La Milano antirazzista. Più di 10mila persone rispondono all’appello dei Sentinelli e del comitato Insieme senza muri. Sugli striscioni «Salvini is not Italy». Sul palco migranti e rappresentanti delle Ong
MILANO. Un universo di anime e bandiere della sinistra dopo anni di conflitti interni si è ricompattato ieri in piazza San Babila a Milano. Tutti uniti contro la deriva sovranista ed euroscettica promossa dall’asse Salvini-Orbán. I nemici esterni che conciliano le divergenze.
Mentre a palazzo Diotti, nella sede di una prefettura blindatissima, si incontravano il leader leghista e il premier ungherese, in piazza è scesa la Milano antirazzista. Dall’Anpi ai sindacati, dal Pd a Leu, dalle associazioni di richiedenti asilo al mondo cattolico, l’Ars e i centri sociali. Ci volevano Orbán e Salvini per riunire – come ai tempi delle proteste contro Berlusconi – un fronte spaccato.

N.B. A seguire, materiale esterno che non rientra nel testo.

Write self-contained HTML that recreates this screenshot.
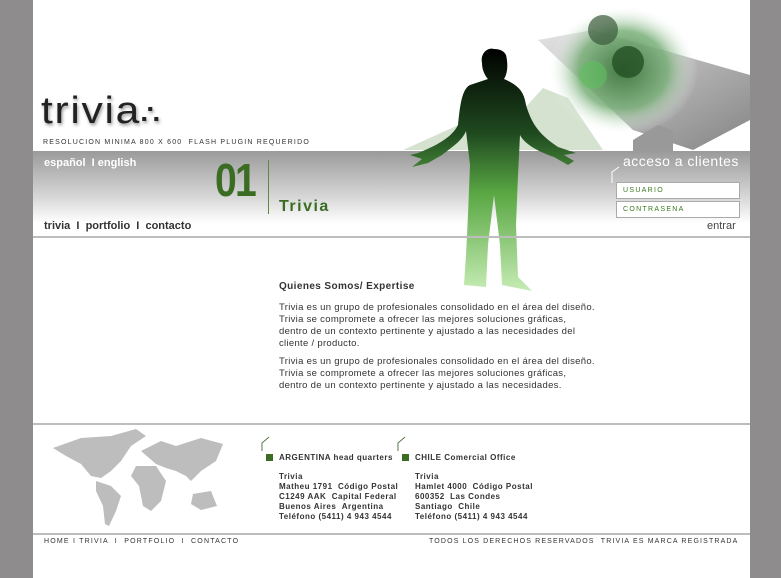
<!DOCTYPE html>
<html><head><meta charset="utf-8"><style>
*{margin:0;padding:0}
body{width:781px;height:578px;background:#8e8c8d;position:relative;overflow:hidden;font-family:"Liberation Sans",sans-serif}
#page{position:absolute;left:33px;top:0;width:717px;height:578px;background:#fff;overflow:hidden}
.a{position:absolute;white-space:nowrap}
.band{position:absolute;left:0;top:151px;width:717px;height:85px;background:linear-gradient(#9a9a9a,#d8d8d8 55%,#fff 85%,#fff)}
.hl{position:absolute;left:0;width:717px;height:2px;background:#bdbdbd}
.tiny{font-size:7px;letter-spacing:1.2px;color:#333}
.nav{font-size:11px;font-weight:bold;color:#333}
.body{font-size:9.5px;color:#333;line-height:12px;letter-spacing:.3px}
.addr{font-size:8px;font-weight:bold;color:#333;line-height:10px;letter-spacing:.5px}
.inp{position:absolute;left:583px;width:122px;height:15px;border:1px solid #aaa;background:#fff;font-size:7px;letter-spacing:1.3px;color:#3a7a1e;line-height:15px;text-indent:6px}
</style></head><body>
<div id="page">
<svg class="a" style="left:360px;top:0" width="357" height="151">
<defs><radialGradient id="g1" cx="50%" cy="50%" r="50%"><stop offset="0" stop-color="#2f6e2f"/><stop offset=".6" stop-color="#7ab07a"/><stop offset="1" stop-color="#fff" stop-opacity="0"/></radialGradient>
<linearGradient id="bar" x1="0" y1="0" x2="1" y2="1"><stop offset="0" stop-color="#ddd"/><stop offset="1" stop-color="#666"/></linearGradient></defs>
<polygon points="10,150 110,105 130,110 150,88 175,98 210,150" fill="#d4e2cf"/>
<polygon points="145,40 200,30 357,75 357,120 300,150 240,130" fill="url(#bar)" opacity=".8"/>
<ellipse cx="230" cy="70" rx="75" ry="65" fill="url(#g1)" opacity=".85"/>
<circle cx="210" cy="30" r="15" fill="#3a5a3a" opacity=".7"/>
<circle cx="235" cy="62" r="16" fill="#245024" opacity=".8"/>
<circle cx="200" cy="75" r="14" fill="#5fbf5f" opacity=".6"/>
<polygon points="240,140 265,125 280,130 280,151 240,151" fill="#999"/>
</svg>
<div class="band"></div>
<svg class="a" style="left:375px;top:45px" width="170" height="248">
<defs><linearGradient id="fig" x1="0" y1="0" x2="0" y2="1"><stop offset="0" stop-color="#000"/><stop offset=".35" stop-color="#1f4a1f"/><stop offset=".6" stop-color="#5aa844"/><stop offset="1" stop-color="#c6ecb4"/></linearGradient></defs>
<path d="M86,4 C80,2 72,8 74,18 C74,26 78,32 80,34 L62,40 C54,44 52,60 50,80 C44,92 30,100 10,108 L2,110 L14,114 L4,122 L20,118 L34,110 C44,102 54,96 58,86 L62,120 L60,170 L58,210 L56,240 L78,242 L80,200 L86,150 L92,200 L94,240 L124,246 L110,232 L108,180 L110,130 L112,90 C116,98 128,106 146,112 L160,120 L166,116 L156,110 L168,108 L150,102 C132,90 124,80 118,60 C116,46 110,40 96,34 C100,28 100,18 98,10 C96,6 92,4 86,4 Z" fill="url(#fig)"/>
</svg>
<div class="a" style="left:8px;top:92px;font-size:38px;letter-spacing:1.5px;color:#222;font-weight:normal;text-shadow:1px 2px 3px #999;line-height:38px;transform:scaleX(1.12);transform-origin:left">trivia<span style="font-size:26px;font-weight:bold">∴</span></div>
<div class="a tiny" style="left:10px;top:139px">RESOLUCION MINIMA 800 X 600 &nbsp;FLASH PLUGIN REQUERIDO</div>
<div class="a nav" style="left:11px;top:157px;color:#fff">español &nbsp;I english</div>
<div class="a" style="left:182px;top:155px;font-size:46px;font-weight:bold;color:#3a6d23;line-height:50px;letter-spacing:-2px;transform:scaleX(.85);transform-origin:left">01</div>
<div class="a" style="left:235px;top:160px;width:1px;height:54px;background:#5a8a3a"></div>
<div class="a" style="left:246px;top:198px;font-size:16px;font-weight:bold;color:#3a6d23;letter-spacing:1.5px">Trivia</div>
<div class="a nav" style="left:11px;top:220px">trivia &nbsp;I &nbsp;portfolio &nbsp;I &nbsp;contacto</div>
<div class="a" style="left:590px;top:153px;font-size:14px;color:#fff;letter-spacing:.5px">acceso a clientes</div>
<svg class="a" style="left:578px;top:166px" width="10" height="18"><path d="M1,17 V6 L8,1" stroke="#fff" fill="none"/></svg>
<div class="inp" style="top:182px">USUARIO</div>
<div class="inp" style="top:201px">CONTRASENA</div>
<div class="a nav" style="left:674px;top:220px;color:#444;font-weight:normal">entrar</div>
<div class="hl" style="top:236px"></div>
<div class="a" style="left:246px;top:281px;font-size:10px;font-weight:bold;color:#333;letter-spacing:.4px">Quienes Somos/ Expertise</div>
<div class="a body" style="left:246px;top:302px">Trivia es un grupo de profesionales consolidado en el área del diseño.<br>Trivia se compromete a ofrecer las mejores soluciones gráficas,<br>dentro de un contexto pertinente y ajustado a las necesidades del<br>cliente / producto.</div>
<div class="a body" style="left:246px;top:356px">Trivia es un grupo de profesionales consolidado en el área del diseño.<br>Trivia se compromete a ofrecer las mejores soluciones gráficas,<br>dentro de un contexto pertinente y ajustado a las necesidades.</div>
<div class="hl" style="top:423px"></div>
<svg class="a" style="left:18px;top:426px" width="175" height="104"><g fill="#bdbdbd">
<path d="M2,22 L30,12 L60,10 L85,3 L95,10 L80,20 L70,35 L60,45 L50,52 L40,50 L30,38 L15,30 Z"/>
<path d="M45,55 L60,60 L70,70 L65,85 L58,100 L54,98 L52,80 L45,65 Z"/>
<path d="M90,25 L110,15 L125,20 L150,12 L172,18 L165,35 L150,45 L140,55 L135,50 L125,45 L115,42 L105,38 Z"/>
<path d="M85,40 L105,40 L115,55 L110,75 L100,85 L92,80 L88,60 L80,50 Z"/>
<path d="M142,68 L160,65 L166,80 L150,84 L140,78 Z"/>
</g></svg>
<svg class="a" style="left:228px;top:436px" width="10" height="16"><path d="M1,15 V7 L8,1" stroke="#5a7a4a" fill="none"/></svg>
<svg class="a" style="left:364px;top:436px" width="10" height="16"><path d="M1,15 V7 L8,1" stroke="#5a7a4a" fill="none"/></svg>
<div class="a" style="left:233px;top:454px;width:7px;height:7px;background:#3a6d23"></div>
<div class="a" style="left:369px;top:454px;width:7px;height:7px;background:#3a6d23"></div>
<div class="a addr" style="left:246px;top:453px">ARGENTINA head quarters</div>
<div class="a addr" style="left:382px;top:453px">CHILE Comercial Office</div>
<div class="a addr" style="left:246px;top:472px">Trivia<br>Matheu 1791 &nbsp;Código Postal<br>C1249 AAK &nbsp;Capital Federal<br>Buenos Aires &nbsp;Argentina<br>Teléfono (5411) 4 943 4544</div>
<div class="a addr" style="left:382px;top:472px">Trivia<br>Hamlet 4000 &nbsp;Código Postal<br>600352 &nbsp;Las Condes<br>Santiago &nbsp;Chile<br>Teléfono (5411) 4 943 4544</div>
<div class="hl" style="top:533px"></div>
<div class="a tiny" style="left:11px;top:538px;letter-spacing:1.2px">HOME I TRIVIA &nbsp;I &nbsp;PORTFOLIO &nbsp;I &nbsp;CONTACTO</div>
<div class="a tiny" style="left:396px;top:538px;letter-spacing:1.15px">TODOS LOS DERECHOS RESERVADOS &nbsp;TRIVIA ES MARCA REGISTRADA</div>
</div>
</body></html>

La Milano dell’accoglienza ha risposto all’appello dell’associazione dei Sentinelli e del comitato Insieme senza muri. Le stesse realtà che proprio nel capoluogo lombardo hanno organizzato a giugno la grande tavolata multietnica a favore dell’integrazione. Oltre 10 mila persone si sono riunite per dire no all’idea di Europa e di Italia promossa dal ministro dell’Interno. «Salvini is not Italy, Orbán is not Europe», recitavano alcuni striscioni. Ma l’immagine simbolo è stata il manifesto della Diciotti: la nave messa in salvo da due grandi mani, alzata su 500 cartelli alla fine della manifestazione. Luca Paladini, il portavoce dei Sentinelli, più volte minacciato per le sue battaglie sui diritti civili, ha voluto dedicare la giornata ai migranti bloccati per giorni nel porto di Catania.

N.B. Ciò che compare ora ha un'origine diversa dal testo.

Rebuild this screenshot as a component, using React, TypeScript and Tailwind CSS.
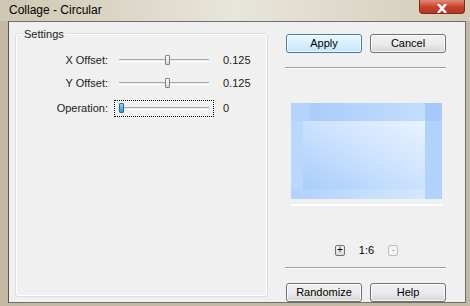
const font = { fontFamily: '"Liberation Sans", Arial, sans-serif' };

const Slider = ({ pos, focused, blue }: { pos: number; focused?: boolean; blue?: boolean }) => (
  <div
    className={`w-[100px] h-[17px] flex items-center px-[4px] border border-dotted ${
      focused ? "border-black" : "border-transparent"
    }`}
  >
    <div className="relative w-full h-[3px] bg-[#e6e9ea] border-t border-[#a9a9a9] border-b border-b-white">
      <div
        className={`absolute top-[-5px] w-[5px] h-[10px] rounded-[1px] border ${
          blue
            ? "border-[#2a6c9c] bg-gradient-to-b from-[#8fd1f7] to-[#2f97d8]"
            : "border-[#808080] bg-gradient-to-b from-white to-[#d8d8d8]"
        }`}
        style={{ left: pos }}
      />
    </div>
  </div>
);

const Row = ({ label, value, children }: { label: string; value: string; children: React.ReactNode }) => (
  <div className="flex items-center h-[17px]">
    <div className="w-[92px] text-right text-[11px] text-[#222]">{label}</div>
    <div className="ml-[6px]">{children}</div>
    <div className="ml-[9px] text-[11px] text-[#222]">{value}</div>
  </div>
);

const Btn = ({ children, primary }: { children: React.ReactNode; primary?: boolean }) => (
  <button
    className={`w-[76px] h-[19px] rounded-[3px] border text-[11px] text-black leading-none shadow-[inset_0_0_0_1px_rgba(255,255,255,0.8)] ${
      primary
        ? "border-[#3c7fb1] bg-gradient-to-b from-[#eaf6fd] via-[#d9f0fc] to-[#bee6fd]"
        : "border-[#707070] bg-gradient-to-b from-[#f2f2f2] via-[#ebebeb] to-[#d6d6d6]"
    }`}
  >
    {children}
  </button>
);

export default function App() {
  return (
    <div
      className="w-[470px] h-[306px] overflow-hidden flex flex-col bg-[#c8bfa9]"
      style={font}
    >
      <div className="h-[21px] flex items-start justify-between bg-gradient-to-r from-[#cfc7b1] via-[#e8e5db] to-[#d3ccb7]">
        <div className="pl-[9px] pt-[1px] text-[12px] text-black">Collage - Circular</div>
        <div className="mr-[5px] w-[46px] h-[14px] rounded-b-[4px] border border-t-0 border-[#7a2c20] bg-gradient-to-b from-[#e08a78] via-[#c8442f] to-[#b83520] flex items-end justify-center">
          <svg width="12" height="9" viewBox="0 0 12 9">
            <path d="M2 0 L10 9 M10 0 L2 9" stroke="white" strokeWidth="2.5" />
          </svg>
        </div>
      </div>
      <div className="flex-1 flex pl-[8px] pr-[4px] pb-[3px] bg-[#c3b9a2]">
        <div className="flex-1 flex border border-[#6e6e6e] border-l-[#555] bg-[#f0f0f0] pt-[11px] pl-[6px]">
          <div className="relative w-[253px] h-[264px] rounded-[3px] border border-[#d5dfe5] shadow-[inset_0_0_0_1px_white]">
            <div className="absolute left-[6px] top-[-8px] px-[2px] bg-[#f0f0f0] text-[11px] text-[#222]">
              Settings
            </div>
            <div className="mt-[18px] flex flex-col gap-[6px]">
              <Row label="X Offset:" value="0.125">
                <Slider pos={46} />
              </Row>
              <Row label="Y Offset:" value="0.125">
                <Slider pos={46} />
              </Row>
              <div className="mt-[2px]">
                <Row label="Operation:" value="0">
                  <Slider pos={0} focused blue />
                </Row>
              </div>
            </div>
          </div>
          <div className="ml-[17px] w-[161px] flex flex-col">
            <div className="mt-[1px] flex gap-[8px] pl-[1px]">
              <Btn primary>Apply</Btn>
              <Btn>Cancel</Btn>
            </div>
            <div className="mt-[14px] h-[2px] border-t border-[#a0a0a0] border-b border-b-white" />
            <div className="mt-[34px] ml-[6px] w-[151px] h-[96px] flex bg-[#bcd9fd]">
              <div className="w-[12px] flex flex-col">
                <div className="h-[18px] bg-[#b3d3fc]" />
                <div className="flex-1 bg-[#bad8fd]" />
                <div className="h-[10px] bg-[#b3d3fc]" />
              </div>
              <div className="flex-1 flex flex-col">
                <div className="h-[18px] flex">
                  <div className="w-[7px] bg-[#b3d3fc]" />
                  <div className="flex-1 bg-gradient-to-r from-[#a9ccfb] to-[#c3defd]" />
                </div>
                <div className="flex-1 bg-gradient-to-tr from-[#a9cdfb] via-[#cbe2fe] to-[#e8f3ff]" />
                <div className="h-[10px] bg-gradient-to-r from-[#b2d3fc] to-[#d4e8fe]" />
              </div>
              <div className="w-[17px] flex flex-col">
                <div className="h-[18px] bg-[#a4c9fa]" />
                <div className="flex-1 bg-[#b1d2fb]" />
              </div>
            </div>
            <div className="mt-[5px] ml-[6px] w-[151px] h-[2px] bg-white" />
            <div className="mt-[36px] flex items-center justify-center gap-[14px] pl-[2px]">
              <div className="w-[10px] h-[11px] rounded-[2px] border border-[#707070] bg-gradient-to-b from-[#f4f4f4] to-[#d9d9d9] flex items-center justify-center text-[10px] leading-none text-black">
                +
              </div>
              <div className="text-[11px] text-black">1:6</div>
              <div className="w-[10px] h-[11px] rounded-[2px] border border-[#bcbcbc] bg-[#f4f4f4] flex items-center justify-center text-[9px] leading-none text-[#9a9a9a]">
                -
              </div>
            </div>
            <div className="mt-[8px] h-[2px] border-t border-[#a0a0a0] border-b border-b-white" />
            <div className="mt-[14px] flex gap-[8px] pl-[1px]">
              <Btn>Randomize</Btn>
              <Btn>Help</Btn>
            </div>
          </div>
        </div>
      </div>
    </div>
  );
}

Si temevano disordini tra forze dell’ordine e antagonisti, come già successo in altre contestazioni al leader leghista. Ma così non è stato. Unico «fuori programma», quando gli attivisti del centro sociale Il Cantiere hanno protestato in via Fieno, ricoprendo i muri della sede del Consolato ungherese con le impronte di mani rosse di vernice. Un corteo varipinto, formato da giovani, anziani, bambini, ha poi sfilato lungo corso Venezia, scortato dagli agenti in tenuta antisommossa.
Ma prima, gli interventi in piazza San Babila, mentre i calciatori della Fc St. Ambroeus, la prima squadra di rifugiati iscritta alla Figc, improvvisavano un allenamento.
Sul palco, anche i rappresentanti del principale bersaglio del governo: le Ong che operano nel Mediterraneo. «Siamo stati chiamati taxi del mare e vicetrafficanti», ha ricordato Riccardo Gatti, comandante delle navi di Proactiva openarms. «Il governo sta dando altre imbarcazioni alla guardia costiera libica, noi abbiamo visto cosa fanno, come trattano i migranti, calpestando i diritti. Nessuno dice più quanta gente sta morendo in mare, vogliono distruggere l’umanità, vedendo questa piazza credo che non ce la faranno».
«Un’Europa senza confini» il messaggio lanciato ai due leader barricati a poche centinaia di metri nella sede della Prefettura. «Stiamo assistendo a una situazione di pericolosa regressione dove sforzi della nostra Marina Militare e delle Ong sono stati cancellati in pochi mesi di scellerato governo», ha affermato l’assessore milanese al Welfare Pierfrancesco Majorino. «A Salvini diciamo che non ci faremo portare da lui nel Medioevo».
Ma la scena è stata dei tanti profughi e richiedenti asilo che hanno preso il microfono e parlato alla piazza. «Non ho paura solo per me. Ho paura anche per voi italiani», è stato il commento di uno dei giocatori della Fc St. Ambroeus. La squadra e gli altri migranti, come quelli della comunità di Sant’Egidio, hanno poi guidato il corteo in prima fila, fino a sera.
Tra gli ultimi a parlare anche l’ex presidente della Camera Laura Boldrini: «Voglio dire a Salvini che noi in questa piazza non abbiamo paura del futuro. Noi non abbiamo paura degli altri, di chi è diverso da noi, anzi questa diversità ci arricchisce. Non possiamo permetterci di disperdere le energie di questa piazza. Dobbiamo fornire un’alternativa, un’iniziativa politica innovativa, mai fatta prima».
Un appello rivolto a una sinistra che da tempo non si ritrovava così unita.